# Class 400 true 400 amp metering.



## MDShunk (Jan 7, 2007)

I was servicing EM lights and exits at a convenience store today, and noticed their metering equipment. It was true Class 400 direct metering. It's not very often you see direct metering at 400 amps. Plug on meter, too. Many guys talk about "400 amp services" but they most of the time they're done with CL320 meters. This was kinda special, so I snapped a few pics.


----------



## MDShunk (Jan 7, 2007)

Didn't notice until just now that it appears someone has vandalized the demand reset lever, and ripped the seal tag or lock off.


----------



## Pierre Belarge (Feb 3, 2007)

Marc
what part of the country is this located at?
Have you seen any others such as this? 
I for one have never seen any service this large metered in this manner.


----------



## MDShunk (Jan 7, 2007)

Pierre Belarge said:


> Marc
> what part of the country is this located at?
> Have you seen any others such as this?
> I for one have never seen any service this large metered in this manner.


Yes, I've seen a few others. To be exact, this service is on South Main Street in Chambersburg PA, and is metered under the Borough of Chambersburg Municipal Electric Light Company. 

I know this is an odd duck, which is the main reason I took the picture.


----------



## frenchelectrican (Mar 15, 2007)

Marc .. the " bolted " 400 amp service is very common in my area we got rid few places with the CT's up to 600 amp max that what we are using it now.

Our POCO do allow the bolton 400 meter and the 600 class as well keep in your mind the contouins rateing is 320 and 480 amp each, any more higher than the ratings what i just say they will go with the CT's genrally nowdays we run the CT's at 600amp and over on that system,

the reason why our poco go with this route because it cheaper than the CT socket and related wiring and also stock the one common meter for this useage nowdays useing one meter for both 400 and 600 size in both single and three phase verison.

For me to mount it up it was not too bad at all but pretty hevey tub that all and the way the meters mounted is pretty instering the CL320 socket is push on type the CL600 is bolted on so that how they split the diffence there. but i heard rumors but i cant be sure that if that true in my area they are thinking getting rid of CL320 class for resdentail service but i cant be for sure until i heard any more source from them 


Merci, Marc

Oh before i forget this part for 320 class we say either resdentail or 320 commercal that make the diffrence there


----------



## frenchelectrican (Mar 15, 2007)

Let me add this link that way you can understand it more clear what i am talking about and i am sure it pretty simuair what you have there as i have it here 

http://www.milbankmfg.com/Products/Catalogs/CatalogFiles/PDF/WAC 11 06a.pdf

go down to page 33 and read the model number is U4667-X-8512 that one of my common one i used on larger services 

Merci, Marc


----------



## MDShunk (Jan 7, 2007)

frenchelectrican said:


> go down to page 33 and read the model number is U4667-X-8512 that one of my common one i used on larger services


I've seen a few of those too, but those are bolt-on meters.

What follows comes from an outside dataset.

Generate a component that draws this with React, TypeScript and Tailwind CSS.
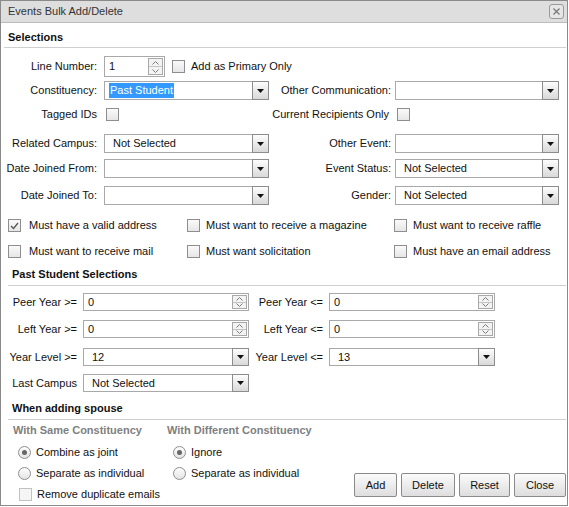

My pic was plug-in class 400 meter.


----------



## frenchelectrican (Mar 15, 2007)

oh ok thanks for clearing this one up i know the "push on " meters are useally limited to 400 amp max.

Just ciruious what POCO you useally deal most of the time ??

Mine is Wisconsin Pubic servce and Wisc fuel and light that two most common i dealt with them.

Merci, Marc


----------



## MDShunk (Jan 7, 2007)

frenchelectrican said:


> Just ciruious what POCO you useally deal most of the time ??


Hard to answer that one. Where I live, 5 POCO's overlap. It's not very much fun, but luckily most of their rules are similar. Allegneny Energy, Adams Electric Cooperative, PennElec (First Energy), Metropolitan Edison (First Energy), Valley Rural Co-op, and the Borough of Chambersburg Electric Light Company are the main one's. Every now and again I run into a minor one out in the sticks someplace. Just gotta have each company's rules book on the dashboard of the truck, is all. It's not too bad. With big services, there's usually a POCO engineer involved anyhow, so you just do whatever they want. No problem. I only use Milbank cans, because that's the only brand that's universally accepted among all the POCO's I work under.


----------



## frenchelectrican (Mar 15, 2007)

98% of my time i used Milbank as well very common and easy to use it but once a while i get oddball units i useally check with the POCO to make sure they are approve it but only one it gave me the challange is all in one box i know they look very neat but IMO i dont use it not very often just few time for specal building design that it 

Merci, Marc


----------



## Magnettica (Jan 23, 2007)

Those pipes look like 2" conduits to me.

How in the world did they get (3) 500 MCM's in there?

(assuming the service is single phase)

But why does the meter indicate 4-wire and 120 volts?


----------



## JohnJ0906 (Jan 22, 2007)

Look bigger than 2". 2 1/2 or 3" to me. I hope 3"


----------



## MDShunk (Jan 7, 2007)

JohnJ0906 said:


> Look bigger than 2". 2 1/2 or 3" to me. I hope 3"


Oh, yeah. They're 3 inchers.


----------



## micromind (Aug 11, 2007)

To answer a question a couple of posts above, the 120V 4W designation indicates 120/208V 3PH 4 wire wye. If it were a 240 delta, it would say 240V 4W. If it said 120V 3W, it would be 2 legs of a 120/208 wye, and the socket would have 5 jaws in it. 

At least that's how it is around Reno.


----------